THE COMPETITIVE EDGE
"There are many ways to get a message across, but there's nothing like sitting across the table from somebody, demonstrating your sincerity in solving a problem" says Richard Bernstein, president of K&L Microwave Inc., a Salisbury, Md., high-technology company with sales expected to reach $14 million this year. "You get that little competitive edge of walking away having given and gotten more information than you would any other way. And in a close-raced contest, you come out ahead if you're there."
K&L, a manufacturer of microwave filters for telemetry, communications, radar, and electronic-warfare equipment, counts on the military for 60% of its business. The rest is commercial, with clients often located far from major airports. "The demand for our engineering and sales time is extremely high," Bernstein says. "It's important that both our engineering and sales staffs maintain a high degree of visibility at both our factory and at customer plants."
K&L's two planes, a single-engine Piper Lance for short trips and a twin-engine, pressurized Piper Aerostar 601P for longer journeys, are used primarily for staff or material transport, not to impress customers or pamper the execs. They shuttle back and forth between Salisbury and the major Washington-area airports cart engineers to North Philadelphia or Boston carry electronics rush-orders to Atlanta or Chicago, frequently flying two or more trips a day.

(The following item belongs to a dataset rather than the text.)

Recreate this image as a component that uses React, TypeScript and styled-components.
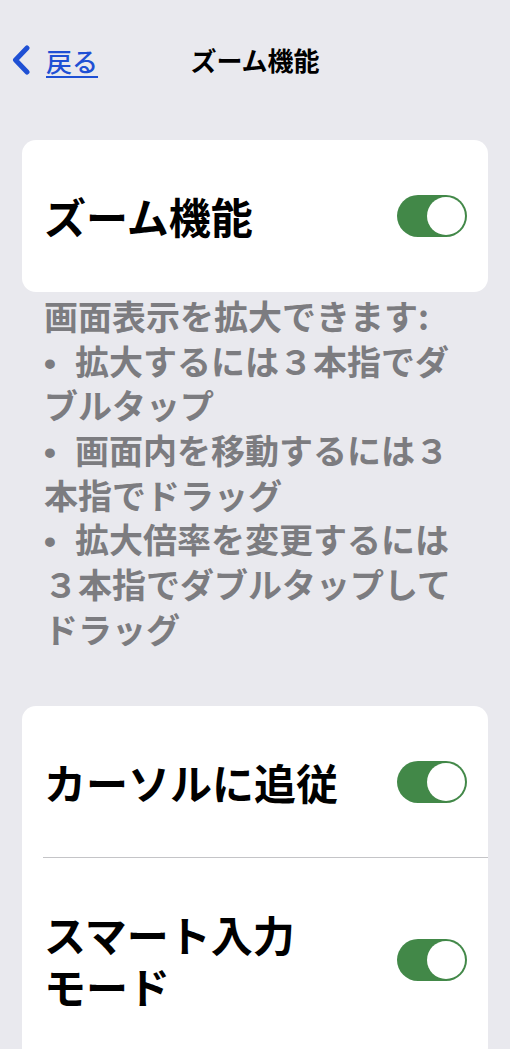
import React from "react";
import styled, { createGlobalStyle } from "styled-components";

const GlobalStyle = createGlobalStyle`
  html, body {
    margin: 0;
    padding: 0;
    background: #e9e9ee;
  }
  body {
    font-family: "Noto Sans CJK JP", "Noto Sans", sans-serif;
    -webkit-font-smoothing: antialiased;
  }
`;

const Page = styled.div`
  width: 510px;
  min-height: 1049px;
  background: #e9e9ee;
  overflow: hidden;
`;

const NavBar = styled.header`
  display: grid;
  grid-template-columns: 1fr auto 1fr;
  align-items: center;
  height: 44px;
  padding-top: 38px;
`;

const BackButton = styled.a`
  display: flex;
  align-items: center;
  gap: 15px;
  padding-left: 11px;
  color: #1f50d4;
  font-size: 26px;
  font-weight: 500;
  text-decoration: underline;
  text-underline-offset: 4px;
  text-decoration-thickness: 2px;
  cursor: pointer;
`;

const NavTitle = styled.h1`
  margin: 0;
  font-size: 26px;
  font-weight: 700;
  color: #000;
  line-height: 44px;
`;

const Card = styled.section<{ $top: number }>`
  margin: ${(p) => p.$top}px 22px 0;
  background: #ffffff;
  border-radius: 14px;
  overflow: hidden;
`;

const Row = styled.div<{ $divider?: boolean }>`
  position: relative;
  display: flex;
  align-items: center;
  justify-content: space-between;
  gap: 20px;
  padding: 50px 21px 50px 22px;
  ${(p) =>
    p.$divider
      ? `&::after {
    content: "";
    position: absolute;
    left: 21px;
    right: 0;
    bottom: 0;
    height: 1px;
    background: #c4c4c7;
  }`
      : ""}
`;

const Label = styled.div`
  font-size: 42px;
  font-weight: 700;
  line-height: 52px;
  color: #000;
`;

const Track = styled.div<{ $on: boolean }>`
  flex: none;
  position: relative;
  width: 70px;
  height: 42px;
  border-radius: 21px;
  background: ${(p) => (p.$on ? "#428848" : "#e3e3e8")};
`;

const Knob = styled.div<{ $on: boolean }>`
  position: absolute;
  top: 2px;
  left: ${(p) => (p.$on ? "30px" : "2px")};
  width: 38px;
  height: 38px;
  border-radius: 50%;
  background: #ffffff;
`;

const Footer = styled.div`
  margin: 2px 0 0;
  padding: 0 22px 0 44px;
  font-size: 34px;
  font-weight: 700;
  line-height: 44.7px;
  color: #7c7c80;
  white-space: nowrap;
`;

const Line = styled.div`
  height: 44.7px;
`;

const Bullet = styled.span`
  display: inline-block;
  width: 31px;
  line-height: 1;
  font-family: "Liberation Sans", sans-serif;
`;

function Chevron() {
  return (
    <svg width="20" height="30" viewBox="0 0 20 30" aria-hidden="true">
      <path
        d="M16 3 L4.5 15 L16 27"
        fill="none"
        stroke="#1f50d4"
        strokeWidth="5"
        strokeLinecap="round"
        strokeLinejoin="round"
      />
    </svg>
  );
}

function Switch({ on }: { on: boolean }) {
  return (
    <Track $on={on} role="switch" aria-checked={on}>
      <Knob $on={on} />
    </Track>
  );
}

export default function App() {
  return (
    <Page>
      <GlobalStyle />
      <NavBar>
        <BackButton>
          <Chevron />
          <span>戻る</span>
        </BackButton>
        <NavTitle>ズーム機能</NavTitle>
        <div />
      </NavBar>

      <Card $top={58}>
        <Row>
          <Label>ズーム機能</Label>
          <Switch on />
        </Row>
      </Card>

      <Footer>
        <Line>画面表示を拡大できます:</Line>
        <Line>
          <Bullet>•</Bullet>拡大するには３本指でダ
        </Line>
        <Line>ブルタップ</Line>
        <Line>
          <Bullet>•</Bullet>画面内を移動するには３
        </Line>
        <Line>本指でドラッグ</Line>
        <Line>
          <Bullet>•</Bullet>拡大倍率を変更するには
        </Line>
        <Line>３本指でダブルタップして</Line>
        <Line>ドラッグ</Line>
      </Footer>

      <Card $top={54}>
        <Row $divider>
          <Label>カーソルに追従</Label>
          <Switch on />
        </Row>
        <Row>
          <Label>
            スマート入力
            <br />
            モード
          </Label>
          <Switch on />
        </Row>
      </Card>
    </Page>
  );
}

Bernstein himself is a pilot. Convinced of the business potential of aviation in 1976, he learned how to fly. But today he leaves the company flying to K&L's professional. "Before we had a staff pilot," Bernstein says, "we'd use contract pilots from the local airport, and they were not always available when we needed them. We began working their schedules rather than ours, and you have to make it quite clear when you develop an aviation department that it serves the pleasure of the company. If it's the other way around, you might as well go commercial.